Tuesday, 22 January 2013

The Art in the Community Tree - Annabel Metcalfe

Annabel Metcalfe, one of the Intercourse project volunteers, has been trying to get to the bottom of how she might define what participatory practice actually is. We invite you to read her blog post below and post your comments, thoughts, definitions...

The Art in the Community Tree: Participation – Public - Community

There is a rising trend emerging in contemporary art that has been showing itself in recent times, both at home and abroad. What we’re seeing is ideas that were fostered back in the 1960’s and 1970’s making a substantial return to artistic consciousness; much as art in that legendary cultural explosion began to engage its audience in different ways in the form of happenings (http://www.theartstory.org/movement-happenings.htm) and famously with works by the Fluxus movement (http://www.moma.org/collection/theme.php?theme_id=10457 ), we’re witnessing a change in the technological era that’s seeing art leaving the gallery once more, seeking participation as an art form in localization.

This may have been borne out of a combination of factors, the current nature of arts funding, the recession or the basic human desire to come together, but what is participation as an art form? For some, the differences may be unclear in the categorisation of participant art, public art, and community art. While they may be correctly perceived to be describing different branches of the same ‘art in the community’ tree, their respective distinctions are significant so it is important to outline what those differences are. To briefly summarise, in my opinion:

Public art is largely in the realm of commissions, and is usually created for site-specific spaces and intended to enhance the world. You’ll find public art everywhere, a famous example may be recognized in Anthony Gormley’s The Angel of the North (1998), (http://www.gateshead.gov.uk/Leisure%20and%20Culture/attractions/Angel/Home.aspx ) commissioned by Gateshead Council and still standing tall, on average it is seen by over 90,000 drivers on the A1 every day and is a testament to how a piece of art can become iconic once it is adopted within a very public place.

Community art then is mostly what you imagine taking place often in local community centres - workshops directed by artists may seek to involve groups of the public for the benefit of the community and overall social wellbeing; here in Cardiff there’s a number of organisations working on improving the community through art, one of which includes the Adamstown Arts Association (A3) (http://www.cardiff.gov.uk/content.asp?nav=2,2867,3591,2907,4979,5413 ) who have organised carnivals, exhibitions and even a recycled orchestra event in the local community and were just awarded a runner up prize in the Local Heroes awards for their achievements.

But in seeking a definition of participant art a range of problems are implied that must be addressed. How do you draw the boundaries between it and say, collaboration?

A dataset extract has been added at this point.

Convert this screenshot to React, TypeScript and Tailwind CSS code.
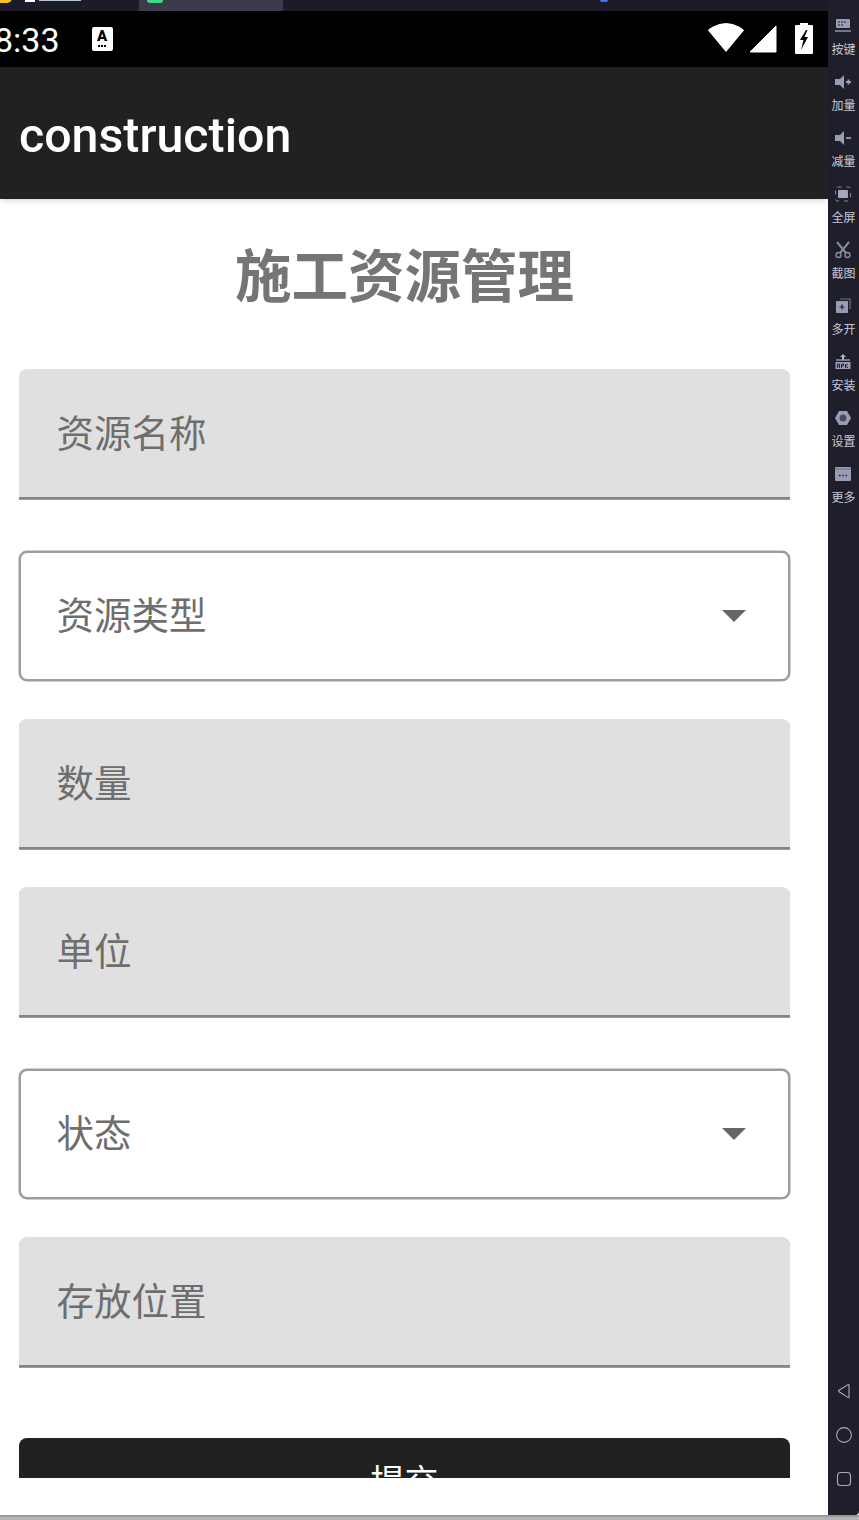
const cjk = "font-['Roboto','Noto_Sans_CJK_SC',sans-serif]"

function TextField({ label }: { label: string }) {
  return (
    <div className="flex h-[130px] items-center rounded-t-[8px] border-b-2 border-[#858585] bg-[#e0e0e0] pl-[37.5px] shadow-[0_1px_0_#9a9a9a]">
      <span className="mt-[4px] text-[37.5px] leading-none text-[#6e6e6e]">{label}</span>
    </div>
  )
}

function SelectField({ label }: { label: string }) {
  return (
    <div className="mt-[14px] flex h-[130px] items-center justify-between rounded-[8px] border-2 border-[#9e9e9e] bg-white pl-[35.5px] pr-[42px] ring-[0.5px] ring-[#9e9e9e]">
      <span className="mt-[2px] text-[37.5px] leading-none text-[#6e6e6e]">{label}</span>
      <div className="h-0 w-0 border-x-[12px] border-t-[12px] border-x-transparent border-t-[#666666]" />
    </div>
  )
}

function StatusBar() {
  return (
    <div className="flex h-[56px] items-center bg-black pr-[15px] text-white">
      <span className="-ml-[6px] mt-[1px] font-['Roboto',sans-serif] text-[34px] leading-none">8:33</span>
      <div className="ml-[32px] flex h-[24px] w-[21px] flex-col items-center rounded-[2px] bg-white text-black">
        <span className="font-['Roboto',sans-serif] text-[15px] font-black leading-[18px]">A</span>
        <div className="flex gap-[1px]">
          <i className="h-[2px] w-[2px] bg-black" />
          <i className="h-[2px] w-[2px] bg-black" />
          <i className="h-[2px] w-[2px] bg-black" />
        </div>
      </div>
      <div className="ml-auto flex items-center">
        <svg width="38" height="31" viewBox="0 0 36 30" className="-mt-[3px] -ml-[1px]">
          <path d="M18 29 L0.5 8 Q2 6 5 4.5 Q18 -2.5 31 4.5 Q34 6 35.5 8 Z" fill="#fff" />
        </svg>
        <svg width="28" height="28" viewBox="0 0 28 28" className="ml-[4px]">
          <path d="M27 1 V27 H1 Z" fill="#fff" stroke="#fff" strokeLinejoin="round" />
        </svg>
        <svg width="18" height="31" viewBox="0 0 18 31" className="ml-[18px] -mt-[1px]">
          <path d="M5 0 H13 V2 H17 Q18 2 18 3 V30 Q18 31 17 31 H1 Q0 31 0 30 V3 Q0 2 1 2 H5 Z" fill="#fff" />
          <path d="M11 7 L5 17 H8.5 L6 27 L13 14 H9.5 L12.5 7 Z" fill="#000" />
        </svg>
      </div>
    </div>
  )
}

const toolIcons = [
  <g key="k">
    <rect x="2" y="2" width="14" height="9" rx="1" fill="#9b9bb5" />
    <path d="M4 5h2M7 5h2M10 5h2M4 8h2M7 8h2" stroke="#1f1f2b" strokeWidth="1.2" />
    <path d="M1 14h16" stroke="#9b9bb5" strokeWidth="1.4" />
  </g>,
  <g key="p">
    <path d="M1 6h5l4-4v14l-4-4H1z" fill="#9b9bb5" />
    <path d="M12 9h5M14.5 6.5v5" stroke="#9b9bb5" strokeWidth="1.8" />
  </g>,
  <g key="m">
    <path d="M1 6h5l4-4v14l-4-4H1z" fill="#9b9bb5" />
    <path d="M12 9h5" stroke="#9b9bb5" strokeWidth="1.8" />
  </g>,
  <g key="f">
    <rect x="1.5" y="2" width="15" height="14" rx="2" fill="none" stroke="#8a8aa3" strokeDasharray="4 5" />
    <rect x="4" y="5" width="10" height="8" rx="1" fill="#a5a5bd" />
  </g>,
  <g key="c">
    <path d="M3 1l9 11M15 1L6 12" stroke="#8a8aa3" strokeWidth="2" />
    <circle cx="4.5" cy="14" r="2.5" fill="none" stroke="#8a8aa3" strokeWidth="1.4" />
    <circle cx="13.5" cy="14" r="2.5" fill="none" stroke="#8a8aa3" strokeWidth="1.4" />
  </g>,
  <g key="o">
    <path d="M6 2h10v10" fill="none" stroke="#6f6f88" strokeWidth="1.2" />
    <rect x="2" y="4" width="12" height="12" rx="1" fill="#9b9bb5" />
    <path d="M5.5 10h5M8 7.5v5" stroke="#1f1f2b" strokeWidth="1.2" />
  </g>,
  <g key="a">
    <path d="M9 1l3 3h-2v3H8V4H6z" fill="#b5b5c8" />
    <path d="M2 7h14" stroke="#9b9bb5" strokeWidth="1.4" />
    <rect x="1.5" y="9" width="15" height="7" fill="#9b9bb5" />
    <path d="M3.5 15v-4h2v4M3.5 13h2M7.5 15v-4h2v2h-2M11.5 15v-4M14 11l-2.5 2 2.5 2" fill="none" stroke="#1f1f2b" strokeWidth="0.9" />
  </g>,
  <g key="s">
    <path d="M5 2h8l4 7-4 7H5L1 9z" fill="#9b9bb5" />
    <circle cx="9" cy="9" r="3.5" fill="#4a4a5c" />
  </g>,
  <g key="d">
    <rect x="1" y="2" width="16" height="14" rx="1" fill="#9b9bb5" />
    <path d="M1 4h16" stroke="#6f6f88" />
    <path d="M5 10.5h1.5M8.3 10.5h1.5M11.6 10.5h1.5" stroke="#1f1f2b" strokeWidth="1.6" />
  </g>,
]

const tools = ['按键', '加量', '减量', '全屏', '截图', '多开', '安装', '设置', '更多']

function SideBar() {
  return (
    <aside className="-mt-[11px] flex w-[31px] flex-col items-center rounded-br-[4px] bg-[#1f1f2b] pb-[28px] pt-[11px]">
      {tools.map((name, i) => (
        <div key={name} className="flex h-[56px] flex-col items-center">
          <svg width="18" height="18" viewBox="0 0 18 18" className="mt-[6px]">{toolIcons[i]}</svg>
          <span className="mt-[7px] text-[12px] leading-[16px] whitespace-nowrap text-[#c9c9d6]">{name}</span>
        </div>
      ))}
      <div className="mt-auto flex flex-col items-center gap-[28px]">
        <svg width="16" height="16" viewBox="0 0 16 16" fill="none" stroke="#a9a9bd" strokeWidth="1.1">
          <path d="M13 2 V14 Q13 15 12 14.4 L3 8.8 Q2 8 3 7.2 L12 1.6 Q13 1 13 2 Z" />
        </svg>
        <svg width="16" height="16" viewBox="0 0 16 16" fill="none" stroke="#a9a9bd" strokeWidth="1.1">
          <circle cx="8" cy="8" r="7.4" />
        </svg>
        <svg width="16" height="16" viewBox="0 0 16 16" fill="none" stroke="#a9a9bd" strokeWidth="1.1">
          <rect x="1.5" y="1.5" width="13" height="13" rx="3" />
        </svg>
      </div>
    </aside>
  )
}

export default function App() {
  return (
    <div className={`flex h-[1520px] w-[859px] flex-col overflow-hidden bg-white ${cjk}`}>
      {/* emulator window tabs */}
      <div className="flex h-[11px] shrink-0 bg-[#1f1f2b]">
        <div className="flex w-[139px] items-start gap-[4px] overflow-hidden rounded-br-[6px] bg-[#1c1c28]">
          <div className="-mt-[7px] ml-[-4px] h-[10px] w-[16px] shrink-0 rounded-full bg-[#f5c518]" />
          <div className="ml-[9px] h-[2px] w-[10px] bg-white" />
          <div className="h-[1px] w-[42px] bg-[#b9c4dc]" />
        </div>
        <div className="w-[144px] bg-[#3b3b4b] pl-[8px]">
          <div className="h-[3px] w-[16px] rounded-b-[3px] bg-[#3ddc84]" />
        </div>
        <div className="flex-1 rounded-bl-[6px] bg-[#1c1c28] pl-[317px]">
          <div className="h-[2px] w-[8px] rounded-b-[2px] bg-[#4f6df5]" />
        </div>
      </div>

      <div className="flex h-[1504px] shrink-0">
        <main className="flex w-[828px] flex-col bg-white">
          <StatusBar />
          <header className="relative z-10 flex h-[132px] shrink-0 items-center bg-[#212121] pl-[19px] shadow-md">
            <h1 className="mt-[6px] font-['Roboto',sans-serif] text-[48.3px] font-medium leading-none text-white">construction</h1>
          </header>

          <div className="h-[1279px] overflow-hidden pl-[19px] pr-[38px]">
            <h2 className="flex h-[170px] items-start justify-center pt-[46px] text-[56.5px] font-bold leading-[66px] text-[#757575]">施工资源管理</h2>
            <div className="flex flex-col gap-[38px]">
              <TextField label="资源名称" />
              <SelectField label="资源类型" />
              <TextField label="数量" />
              <TextField label="单位" />
              <SelectField label="状态" />
              <TextField label="存放位置" />
            </div>
            <button className="mt-[71px] flex h-[88px] w-full items-center justify-center rounded-[8px] bg-[#212121] text-[34px] leading-none text-white">提交</button>
          </div>
        </main>
        <SideBar />
      </div>

      <div className="h-[5px] shrink-0 border-t-2 border-[#9a9a9a] bg-[#b4b4b4]" />
    </div>
  )
}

Or differentiate between the creator and the audience; and in obscuring authorship what role does the artist or participant assume in the work - who claims the ownership? The key word is participation; the work is essentially co-authored with the participants themselves becoming part of the artwork and intrinsic to the creation, development and overall outcome of the project. These works of art are often interactive, theatrical or scenario based with the public invited to contribute to generate consequences or measure reactions. A great example can be found in The Living Currency, after Pierre Klossowski: Staged by Pierre Bal-Blanc, presented by the 6th Berlin Biennale for Contemporary Art (http://www.thisistomorrow.info/viewarticle.aspx?artid=386 ).

But if we are to successfully include the public in the creation of art there are many moral and ethical dilemmas that must be considered, some of which that come to mind:

Where do you place this type of art?

Should the participant be aware at all times of their inclusion in a project, or is it acceptable to include an element of surprise?

How far can you push a situation in the name of art?

Where should one draw the line?

Can artists claim authorship of the work or just the idea?
Is it necessary to document or should it remain time-based to preserve the moment?

How do you measure the impact of the work in the community?
And many, many more…

The Intercourse project will bring artists together to challenge notions of participation, collaboration and documentation with their own unique and innovative approaches. In this journey we’ll be uncovering where those lines between participation/public/community become distorted and challenge the norm conception of art in public space.